Tiberius went to the floor of the Roman senate
just after the death of Christ and petitioned
that Rome adopt Jesus as a god (little g).
(Decline and Fall of the Roman Empire by
Gibbons 1782) Tiberius knew Jesus and his
family personally and said so. Tiberius
corresponded with his Granddaughter Claudia
Procula who was married to Pilate on the matter
of Jesus. Tiberius made the foster father of
Jesus Noblis Decurio for the Roman Empire. That
made Jesus and His foster father Roman citizens
worthy of note in the records of
Rome. |
Again, there are NO Roman
records, save for countless
FORGED "documents." The
statement about Tiberius going to the Roman
senate was made by Tertullian (c. 160-230 CE),
one of the "little liars of the Lord," long
after the purported event. Of this statement by
Tertullian, the
Catholic Encyclopedia
(CE)
says:
The narrative is not
worthy of belief, still it is
probable that Tertullian knew a
document that professed to be a
report of
Pilate.
"Professed" being a key word
here.
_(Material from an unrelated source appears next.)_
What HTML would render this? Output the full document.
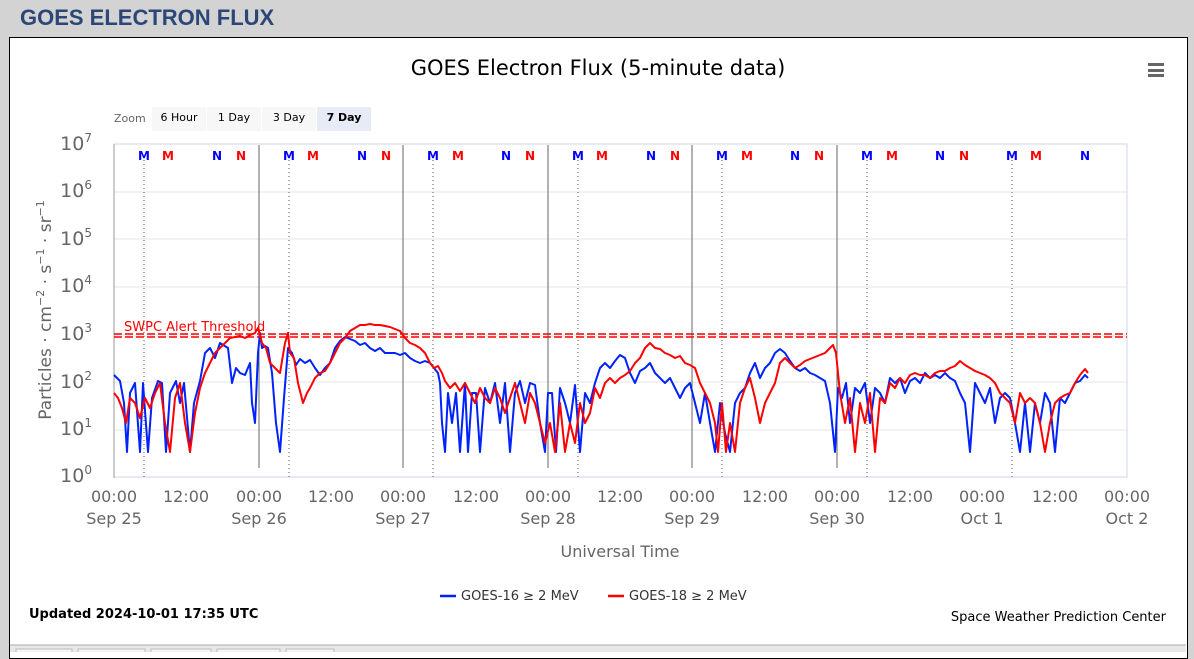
<!DOCTYPE html>
<html><head><meta charset="utf-8"><style>
body{margin:0;background:#d3d3d3;width:1194px;height:652px;overflow:hidden;font-family:"DejaVu Sans","Liberation Sans",sans-serif;position:relative}
h1{position:absolute;left:20px;top:5px;margin:0;font:bold 22px "Liberation Sans",sans-serif;color:#2b4677}
#panel{position:absolute;left:9px;top:37px;width:1177px;height:620px;background:#fff;border:1px solid #000}
svg text{font-family:"DejaVu Sans",sans-serif}
</style></head><body>
<h1>GOES ELECTRON FLUX</h1>
<div id="panel"></div>
<svg width="1194" height="652" style="position:absolute;left:0;top:0">
<text x="598" y="75" text-anchor="middle" font-size="21" fill="#000">GOES Electron Flux (5-minute data)</text>
<g fill="#666"><rect x="1148" y="63" width="16" height="3"/><rect x="1148" y="69" width="16" height="3"/><rect x="1148" y="74" width="16" height="3"/></g>
<text x="114" y="122" font-size="11" fill="#666">Zoom</text>
<rect x="152" y="107" width="54" height="24" fill="#f7f7f7"/><text x="179" y="121" font-size="11" text-anchor="middle">6 Hour</text>
<rect x="207" y="107" width="54" height="24" fill="#f7f7f7"/><text x="234" y="121" font-size="11" text-anchor="middle">1 Day</text>
<rect x="262" y="107" width="54" height="24" fill="#f7f7f7"/><text x="289" y="121" font-size="11" text-anchor="middle">3 Day</text>
<rect x="317" y="107" width="54" height="24" fill="#e6ebf5"/><text x="344" y="121" font-size="11" text-anchor="middle" font-weight="bold">7 Day</text>
<g stroke="#e6e6e6"><line x1="114" x2="1127" y1="192" y2="192"/><line x1="114" x2="1127" y1="239" y2="239"/><line x1="114" x2="1127" y1="287" y2="287"/><line x1="114" x2="1127" y1="335" y2="335"/><line x1="114" x2="1127" y1="382" y2="382"/><line x1="114" x2="1127" y1="430" y2="430"/></g>
<rect x="114" y="144" width="1013" height="333" fill="none" stroke="#ccd6eb"/>
<line x1="114" x2="114" y1="144" y2="478" stroke="#999"/>
<g stroke="#666"><line x1="259" x2="259" y1="145" y2="468"/><line x1="403" x2="403" y1="145" y2="468"/><line x1="548" x2="548" y1="145" y2="468"/><line x1="692" x2="692" y1="145" y2="468"/><line x1="837" x2="837" y1="145" y2="468"/></g>
<g stroke="#555" stroke-dasharray="1,3"><line x1="144" x2="144" y1="160" y2="477"/><line x1="289" x2="289" y1="160" y2="477"/><line x1="433" x2="433" y1="160" y2="477"/><line x1="578" x2="578" y1="160" y2="477"/><line x1="722" x2="722" y1="160" y2="477"/><line x1="867" x2="867" y1="160" y2="477"/><line x1="1012" x2="1012" y1="160" y2="477"/></g>
<g font-size="12" font-weight="bold" text-anchor="middle">
<g fill="#00f"><text x="144" y="160">M</text><text x="217" y="160">N</text><text x="289" y="160">M</text><text x="362" y="160">N</text><text x="433" y="160">M</text><text x="506" y="160">N</text><text x="578" y="160">M</text><text x="651" y="160">N</text><text x="722" y="160">M</text><text x="795" y="160">N</text><text x="867" y="160">M</text><text x="940" y="160">N</text><text x="1012" y="160">M</text><text x="1085" y="160">N</text></g>
<g fill="#f00"><text x="168" y="160">M</text><text x="241" y="160">N</text><text x="313" y="160">M</text><text x="386" y="160">N</text><text x="458" y="160">M</text><text x="530" y="160">N</text><text x="602" y="160">M</text><text x="675" y="160">N</text><text x="747" y="160">M</text><text x="819" y="160">N</text><text x="892" y="160">M</text><text x="964" y="160">N</text><text x="1036" y="160">M</text></g>
</g>
<g fill="#666" font-size="19" text-anchor="end">
<text x="92" y="150">10<tspan font-size="12" dy="-8">7</tspan></text>
<text x="92" y="197">10<tspan font-size="12" dy="-8">6</tspan></text>
<text x="92" y="245">10<tspan font-size="12" dy="-8">5</tspan></text>
<text x="92" y="292">10<tspan font-size="12" dy="-8">4</tspan></text>
<text x="92" y="340">10<tspan font-size="12" dy="-8">3</tspan></text>
<text x="92" y="388">10<tspan font-size="12" dy="-8">2</tspan></text>
<text x="92" y="435">10<tspan font-size="12" dy="-8">1</tspan></text>
<text x="92" y="482">10<tspan font-size="12" dy="-8">0</tspan></text>
</g>
<text transform="translate(51,310) rotate(-90)" text-anchor="middle" font-size="17" fill="#666">Particles · cm<tspan font-size="11" dy="-7">−2</tspan><tspan dy="7"> · s</tspan><tspan font-size="11" dy="-7">−1</tspan><tspan dy="7"> · sr</tspan><tspan font-size="11" dy="-7">−1</tspan></text>
<g fill="#666" font-size="16" text-anchor="middle">
<text x="114" y="502">00:00</text><text x="186" y="502">12:00</text><text x="259" y="502">00:00</text><text x="331" y="502">12:00</text><text x="403" y="502">00:00</text><text x="476" y="502">12:00</text><text x="548" y="502">00:00</text><text x="620" y="502">12:00</text><text x="692" y="502">00:00</text><text x="765" y="502">12:00</text><text x="837" y="502">00:00</text><text x="910" y="502">12:00</text><text x="982" y="502">00:00</text><text x="1055" y="502">12:00</text><text x="1127" y="502">00:00</text>
<text x="114" y="524">Sep 25</text><text x="259" y="524">Sep 26</text><text x="403" y="524">Sep 27</text><text x="548" y="524">Sep 28</text><text x="692" y="524">Sep 29</text><text x="837" y="524">Sep 30</text><text x="982" y="524">Oct 1</text><text x="1127" y="524">Oct 2</text>
<text x="620" y="557">Universal Time</text>
</g>
<line x1="114" x2="1127" y1="334" y2="334" stroke="#f00" stroke-width="1.5" stroke-dasharray="8,3"/>
<line x1="114" x2="1127" y1="337" y2="337" stroke="#f00" stroke-width="1.5" stroke-dasharray="8,3"/>
<text x="124" y="331" font-size="13" fill="#f00">SWPC Alert Threshold</text>
<g transform="translate(0,3)" fill="none" stroke-width="2" stroke-linejoin="round">
<polyline stroke="#0022ff" points="114,372 120,378 124,400 127,449 130,390 135,380 140,449 143,380 148,449 152,395 158,378 162,380 166,449 170,390 176,378 180,400 184,380 190,449 194,400 200,378 205,350 210,345 215,355 220,340 228,345 232,380 236,365 240,370 245,372 250,360 252,400 255,420 258,350 260,330 262,345 265,343 268,345 272,370 276,420 280,449 284,395 288,345 292,350 296,362 300,356 305,360 310,357 315,365 320,372 325,365 330,360 335,345 340,338 345,334 350,336 355,338 360,342 365,340 370,345 375,348 380,345 385,350 395,350 400,352 405,350 410,355 415,358 420,360 425,358 430,360 434,365 438,370 440,380 442,420 445,449 448,390 452,420 456,390 460,449 465,380 468,449 472,390 476,390 480,449 485,385 490,400 495,380 500,420 505,380 510,449 515,390 520,378 525,400 530,380 535,382 540,420 545,449 548,390 552,390 556,449 560,385 565,400 570,420 575,382 580,449 585,390 590,400 595,380 600,365 605,360 610,365 615,358 620,352 625,355 630,370 635,380 640,368 645,365 650,360 655,370 660,375 665,380 670,375 675,385 680,395 685,385 690,380 695,400 700,420 705,390 710,420 715,449 720,400 725,430 730,449 735,400 740,390 745,385 750,370 755,360 760,375 765,365 770,360 775,350 780,346 785,350 790,358 795,365 800,368 805,365 810,370 815,372 820,375 825,378 830,400 835,449 838,385 842,395 846,380 850,420 855,385 860,390 865,380 870,420 875,385 880,390 885,400 890,375 895,380 900,375 905,390 910,378 915,375 920,380 925,370 930,375 935,372 940,375 945,370 950,375 955,378 960,390 965,400 970,449 975,380 980,390 985,400 990,385 995,420 1000,395 1005,390 1010,395 1015,420 1020,449 1025,400 1030,449 1035,400 1040,420 1045,390 1050,400 1055,449 1060,395 1065,400 1070,390 1075,380 1080,378 1085,372 1088,375"/>
<polyline stroke="#ff0000" points="114,390 118,395 122,405 126,420 130,395 135,400 140,415 145,395 150,405 155,390 160,380 165,420 170,449 175,395 180,380 185,420 190,449 195,410 200,385 205,370 210,360 215,350 220,345 225,340 230,335 235,334 240,333 245,335 250,332 255,330 258,325 262,340 266,345 270,360 275,365 280,370 285,340 288,330 290,350 294,355 298,380 303,400 307,390 310,385 315,375 320,370 325,368 330,360 335,350 340,340 345,335 350,328 355,325 360,322 365,322 370,321 375,322 380,322 385,323 390,324 395,326 400,328 405,335 410,340 415,342 420,345 425,350 430,360 434,365 438,363 442,370 445,378 450,385 455,380 460,388 465,380 470,390 475,400 480,385 485,395 490,400 495,385 500,395 505,410 510,395 515,380 520,400 525,420 530,390 535,400 540,420 545,440 550,420 555,449 560,400 565,449 570,420 575,440 580,400 585,420 590,410 595,385 600,395 605,380 610,375 615,380 620,375 625,372 630,368 635,360 640,355 645,345 650,340 655,345 660,346 665,350 670,352 675,355 680,353 685,360 690,362 695,365 700,380 705,390 710,400 715,420 718,449 722,400 726,449 730,420 735,449 740,400 745,385 750,375 755,395 760,420 765,400 770,390 775,380 780,360 785,355 790,360 795,365 800,362 805,358 810,356 815,354 820,352 825,350 830,345 833,342 836,350 840,390 845,420 850,395 855,449 860,400 865,420 870,390 875,449 880,395 885,400 890,380 895,385 900,375 905,380 910,372 915,370 920,372 925,372 930,375 935,370 940,368 945,368 950,365 955,363 960,358 965,362 970,365 975,368 980,370 985,372 990,375 995,380 1000,390 1005,395 1010,400 1015,420 1020,390 1025,400 1030,395 1035,400 1040,420 1045,449 1050,420 1055,400 1060,395 1065,392 1070,390 1075,380 1080,372 1085,366 1088,370"/>
</g>
<line x1="440" x2="456" y1="596" y2="596" stroke="#0022ff" stroke-width="2.5"/>
<text x="461" y="600" font-size="13" fill="#333">GOES-16 ≥ 2 MeV</text>
<line x1="608" x2="624" y1="596" y2="596" stroke="#f00" stroke-width="2.5"/>
<text x="629" y="600" font-size="13" fill="#333">GOES-18 ≥ 2 MeV</text>
<text x="29" y="618" font-size="13" font-weight="bold" fill="#000">Updated 2024-10-01 17:35 UTC</text>
<text x="1166" y="621" font-size="13" fill="#000" text-anchor="end">Space Weather Prediction Center</text>
<rect x="10" y="645" width="1176" height="7" fill="#e8e8e8"/>
<line x1="10" x2="1186" y1="645" y2="645" stroke="#aaa"/>
<g fill="#f4f4f4" stroke="#bbb"><rect x="16" y="649" width="56" height="6"/><rect x="78" y="649" width="67" height="6"/><rect x="151" y="649" width="60" height="6"/><rect x="217" y="649" width="63" height="6"/><rect x="286" y="649" width="48" height="6"/></g>
</svg>
</body></html>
Kimball is again referring to FORGED
texts regarding Procla, etc., one of the many
such spurious texts found in The Lost Books
of the Bible, which is one of Kimball's
"sources." The reason why these texts were
"hidden" is because they are known
forgeries.
In reality, according to GA
Wells, the Roman historian Tacitus reported
that UNDER TIBERIUS (42 BCE-37 CE) THERE WERE
NO DISTURBANCES IN PALESTINE. If Tiberius had
actually spoken about the god "Jesus," he would
have been referring to the ubiquitous
pre-Christian non-historical, non-carnalized
"savior" of the (Gnostic) salvation cultists
and would thus represent one of the first
conspirators.
How is it that the early
Church fathers and all the other Christian
fanatics overlooked all of these "archives" and
"records" when they were pressed to provide
proof of their fables?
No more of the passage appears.